(Data records)
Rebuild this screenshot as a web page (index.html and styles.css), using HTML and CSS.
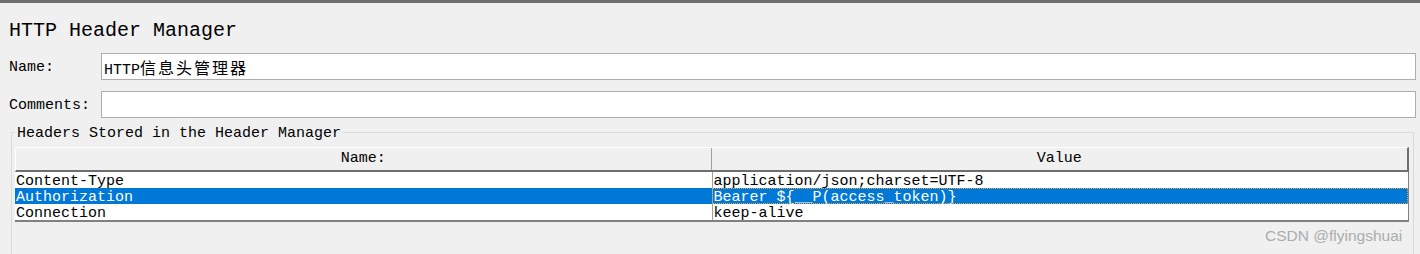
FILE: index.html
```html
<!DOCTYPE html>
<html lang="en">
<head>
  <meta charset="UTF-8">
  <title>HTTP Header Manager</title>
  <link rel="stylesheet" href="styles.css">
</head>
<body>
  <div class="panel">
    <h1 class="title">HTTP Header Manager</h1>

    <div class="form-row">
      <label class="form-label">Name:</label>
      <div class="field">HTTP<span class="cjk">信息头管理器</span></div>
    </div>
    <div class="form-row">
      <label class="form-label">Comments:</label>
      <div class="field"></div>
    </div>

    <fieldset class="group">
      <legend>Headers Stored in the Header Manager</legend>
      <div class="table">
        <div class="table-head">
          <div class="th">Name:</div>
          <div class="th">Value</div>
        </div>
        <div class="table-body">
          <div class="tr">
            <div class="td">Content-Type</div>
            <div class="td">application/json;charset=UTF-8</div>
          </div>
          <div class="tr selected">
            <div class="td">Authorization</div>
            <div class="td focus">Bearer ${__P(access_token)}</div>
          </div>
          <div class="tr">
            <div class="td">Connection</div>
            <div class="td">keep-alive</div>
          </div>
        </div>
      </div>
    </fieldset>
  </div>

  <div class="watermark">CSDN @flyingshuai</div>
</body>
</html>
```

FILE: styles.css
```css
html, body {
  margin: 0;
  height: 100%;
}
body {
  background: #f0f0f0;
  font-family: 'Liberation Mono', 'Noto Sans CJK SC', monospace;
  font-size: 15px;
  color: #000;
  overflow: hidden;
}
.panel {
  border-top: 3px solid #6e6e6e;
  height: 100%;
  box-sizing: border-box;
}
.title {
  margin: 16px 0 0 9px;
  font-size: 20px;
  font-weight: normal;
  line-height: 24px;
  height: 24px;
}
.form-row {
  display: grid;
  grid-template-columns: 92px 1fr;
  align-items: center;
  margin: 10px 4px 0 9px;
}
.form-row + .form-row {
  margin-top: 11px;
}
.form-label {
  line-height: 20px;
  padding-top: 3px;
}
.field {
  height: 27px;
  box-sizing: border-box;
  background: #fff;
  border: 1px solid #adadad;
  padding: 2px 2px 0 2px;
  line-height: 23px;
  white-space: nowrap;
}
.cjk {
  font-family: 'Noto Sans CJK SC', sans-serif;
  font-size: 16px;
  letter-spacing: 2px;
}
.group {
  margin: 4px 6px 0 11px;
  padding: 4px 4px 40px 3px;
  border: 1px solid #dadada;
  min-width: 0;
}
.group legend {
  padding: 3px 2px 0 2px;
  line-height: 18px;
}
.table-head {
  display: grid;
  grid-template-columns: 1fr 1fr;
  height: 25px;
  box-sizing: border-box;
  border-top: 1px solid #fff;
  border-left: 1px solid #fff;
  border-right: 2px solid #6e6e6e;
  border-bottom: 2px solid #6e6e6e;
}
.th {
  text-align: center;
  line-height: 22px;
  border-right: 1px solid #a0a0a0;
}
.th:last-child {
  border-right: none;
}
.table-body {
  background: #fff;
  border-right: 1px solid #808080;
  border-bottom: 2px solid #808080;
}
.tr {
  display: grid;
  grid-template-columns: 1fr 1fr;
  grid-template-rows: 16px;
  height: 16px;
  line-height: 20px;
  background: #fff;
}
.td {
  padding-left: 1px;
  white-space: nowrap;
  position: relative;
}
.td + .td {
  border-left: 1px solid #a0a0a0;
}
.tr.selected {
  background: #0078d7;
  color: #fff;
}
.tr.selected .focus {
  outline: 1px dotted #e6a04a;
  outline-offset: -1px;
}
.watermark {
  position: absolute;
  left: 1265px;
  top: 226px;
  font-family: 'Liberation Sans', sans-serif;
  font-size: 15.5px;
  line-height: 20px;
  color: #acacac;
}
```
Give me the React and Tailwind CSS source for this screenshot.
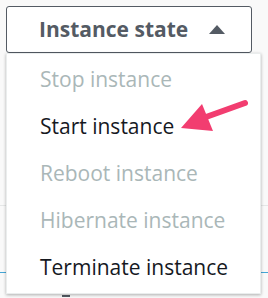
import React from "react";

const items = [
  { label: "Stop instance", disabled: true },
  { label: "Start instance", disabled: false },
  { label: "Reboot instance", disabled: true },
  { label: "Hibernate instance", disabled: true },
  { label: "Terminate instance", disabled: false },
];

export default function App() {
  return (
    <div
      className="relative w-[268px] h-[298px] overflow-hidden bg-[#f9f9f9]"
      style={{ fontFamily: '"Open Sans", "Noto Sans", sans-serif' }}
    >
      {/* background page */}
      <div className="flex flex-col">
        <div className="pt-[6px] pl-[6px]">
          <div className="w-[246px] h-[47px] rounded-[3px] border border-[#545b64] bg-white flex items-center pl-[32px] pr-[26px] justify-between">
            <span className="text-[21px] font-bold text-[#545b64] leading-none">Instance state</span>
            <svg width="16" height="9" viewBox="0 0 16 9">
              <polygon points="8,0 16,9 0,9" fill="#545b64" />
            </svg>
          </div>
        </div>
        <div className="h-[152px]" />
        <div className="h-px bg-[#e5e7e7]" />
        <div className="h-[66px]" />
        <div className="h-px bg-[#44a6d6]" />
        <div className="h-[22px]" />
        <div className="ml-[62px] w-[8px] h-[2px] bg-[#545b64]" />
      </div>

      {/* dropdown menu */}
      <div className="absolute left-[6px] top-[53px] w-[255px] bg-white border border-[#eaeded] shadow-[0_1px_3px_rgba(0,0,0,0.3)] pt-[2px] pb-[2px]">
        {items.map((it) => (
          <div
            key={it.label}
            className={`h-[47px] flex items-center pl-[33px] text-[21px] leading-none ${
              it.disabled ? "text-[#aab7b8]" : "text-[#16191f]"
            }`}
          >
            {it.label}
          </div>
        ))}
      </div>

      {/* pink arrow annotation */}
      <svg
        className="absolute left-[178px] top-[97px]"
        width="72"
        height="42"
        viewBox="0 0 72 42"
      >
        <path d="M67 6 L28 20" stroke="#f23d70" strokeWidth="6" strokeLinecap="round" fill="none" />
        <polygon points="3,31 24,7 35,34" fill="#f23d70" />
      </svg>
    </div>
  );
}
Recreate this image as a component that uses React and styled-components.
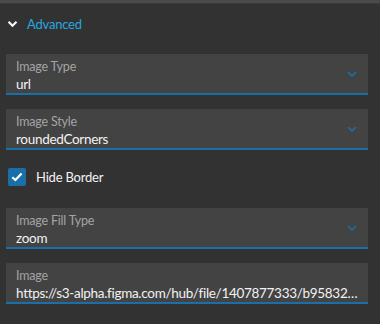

INSTRUCTIONS TO FOLLOW:
Nothing but the pictures may be dropped; output the records above exactly.

TASK SOLUTION:
Rebuild this screenshot as a web page (index.html and styles.css), using HTML and CSS.
FILE: index.html
```html
<!DOCTYPE html>
<html lang="en">
<head>
  <meta charset="UTF-8">
  <title>HTTP Header Manager</title>
  <link rel="stylesheet" href="styles.css">
</head>
<body>
  <div class="panel">
    <h1 class="title">HTTP Header Manager</h1>

    <div class="form-row">
      <label class="form-label">Name:</label>
      <div class="field">HTTP<span class="cjk">信息头管理器</span></div>
    </div>
    <div class="form-row">
      <label class="form-label">Comments:</label>
      <div class="field"></div>
    </div>

    <fieldset class="group">
      <legend>Headers Stored in the Header Manager</legend>
      <div class="table">
        <div class="table-head">
          <div class="th">Name:</div>
          <div class="th">Value</div>
        </div>
        <div class="table-body">
          <div class="tr">
            <div class="td">Content-Type</div>
            <div class="td">application/json;charset=UTF-8</div>
          </div>
          <div class="tr selected">
            <div class="td">Authorization</div>
            <div class="td focus">Bearer ${__P(access_token)}</div>
          </div>
          <div class="tr">
            <div class="td">Connection</div>
            <div class="td">keep-alive</div>
          </div>
        </div>
      </div>
    </fieldset>
  </div>

  <div class="watermark">CSDN @flyingshuai</div>
</body>
</html>
```

FILE: styles.css
```css
html, body {
  margin: 0;
  height: 100%;
}
body {
  background: #f0f0f0;
  font-family: 'Liberation Mono', 'Noto Sans CJK SC', monospace;
  font-size: 15px;
  color: #000;
  overflow: hidden;
}
.panel {
  border-top: 3px solid #6e6e6e;
  height: 100%;
  box-sizing: border-box;
}
.title {
  margin: 16px 0 0 9px;
  font-size: 20px;
  font-weight: normal;
  line-height: 24px;
  height: 24px;
}
.form-row {
  display: grid;
  grid-template-columns: 92px 1fr;
  align-items: center;
  margin: 10px 4px 0 9px;
}
.form-row + .form-row {
  margin-top: 11px;
}
.form-label {
  line-height: 20px;
  padding-top: 3px;
}
.field {
  height: 27px;
  box-sizing: border-box;
  background: #fff;
  border: 1px solid #adadad;
  padding: 2px 2px 0 2px;
  line-height: 23px;
  white-space: nowrap;
}
.cjk {
  font-family: 'Noto Sans CJK SC', sans-serif;
  font-size: 16px;
  letter-spacing: 2px;
}
.group {
  margin: 4px 6px 0 11px;
  padding: 4px 4px 40px 3px;
  border: 1px solid #dadada;
  min-width: 0;
}
.group legend {
  padding: 3px 2px 0 2px;
  line-height: 18px;
}
.table-head {
  display: grid;
  grid-template-columns: 1fr 1fr;
  height: 25px;
  box-sizing: border-box;
  border-top: 1px solid #fff;
  border-left: 1px solid #fff;
  border-right: 2px solid #6e6e6e;
  border-bottom: 2px solid #6e6e6e;
}
.th {
  text-align: center;
  line-height: 22px;
  border-right: 1px solid #a0a0a0;
}
.th:last-child {
  border-right: none;
}
.table-body {
  background: #fff;
  border-right: 1px solid #808080;
  border-bottom: 2px solid #808080;
}
.tr {
  display: grid;
  grid-template-columns: 1fr 1fr;
  grid-template-rows: 16px;
  height: 16px;
  line-height: 20px;
  background: #fff;
}
.td {
  padding-left: 1px;
  white-space: nowrap;
  position: relative;
}
.td + .td {
  border-left: 1px solid #a0a0a0;
}
.tr.selected {
  background: #0078d7;
  color: #fff;
}
.tr.selected .focus {
  outline: 1px dotted #e6a04a;
  outline-offset: -1px;
}
.watermark {
  position: absolute;
  left: 1265px;
  top: 226px;
  font-family: 'Liberation Sans', sans-serif;
  font-size: 15.5px;
  line-height: 20px;
  color: #acacac;
}
```
Give me the React and Tailwind CSS source for this screenshot.
import React from "react";

const items = [
  { label: "Stop instance", disabled: true },
  { label: "Start instance", disabled: false },
  { label: "Reboot instance", disabled: true },
  { label: "Hibernate instance", disabled: true },
  { label: "Terminate instance", disabled: false },
];

export default function App() {
  return (
    <div
      className="relative w-[268px] h-[298px] overflow-hidden bg-[#f9f9f9]"
      style={{ fontFamily: '"Open Sans", "Noto Sans", sans-serif' }}
    >
      {/* background page */}
      <div className="flex flex-col">
        <div className="pt-[6px] pl-[6px]">
          <div className="w-[246px] h-[47px] rounded-[3px] border border-[#545b64] bg-white flex items-center pl-[32px] pr-[26px] justify-between">
            <span className="text-[21px] font-bold text-[#545b64] leading-none">Instance state</span>
            <svg width="16" height="9" viewBox="0 0 16 9">
              <polygon points="8,0 16,9 0,9" fill="#545b64" />
            </svg>
          </div>
        </div>
        <div className="h-[152px]" />
        <div className="h-px bg-[#e5e7e7]" />
        <div className="h-[66px]" />
        <div className="h-px bg-[#44a6d6]" />
        <div className="h-[22px]" />
        <div className="ml-[62px] w-[8px] h-[2px] bg-[#545b64]" />
      </div>

      {/* dropdown menu */}
      <div className="absolute left-[6px] top-[53px] w-[255px] bg-white border border-[#eaeded] shadow-[0_1px_3px_rgba(0,0,0,0.3)] pt-[2px] pb-[2px]">
        {items.map((it) => (
          <div
            key={it.label}
            className={`h-[47px] flex items-center pl-[33px] text-[21px] leading-none ${
              it.disabled ? "text-[#aab7b8]" : "text-[#16191f]"
            }`}
          >
            {it.label}
          </div>
        ))}
      </div>

      {/* pink arrow annotation */}
      <svg
        className="absolute left-[178px] top-[97px]"
        width="72"
        height="42"
        viewBox="0 0 72 42"
      >
        <path d="M67 6 L28 20" stroke="#f23d70" strokeWidth="6" strokeLinecap="round" fill="none" />
        <polygon points="3,31 24,7 35,34" fill="#f23d70" />
      </svg>
    </div>
  );
}
Recreate this image as a component that uses React and styled-components.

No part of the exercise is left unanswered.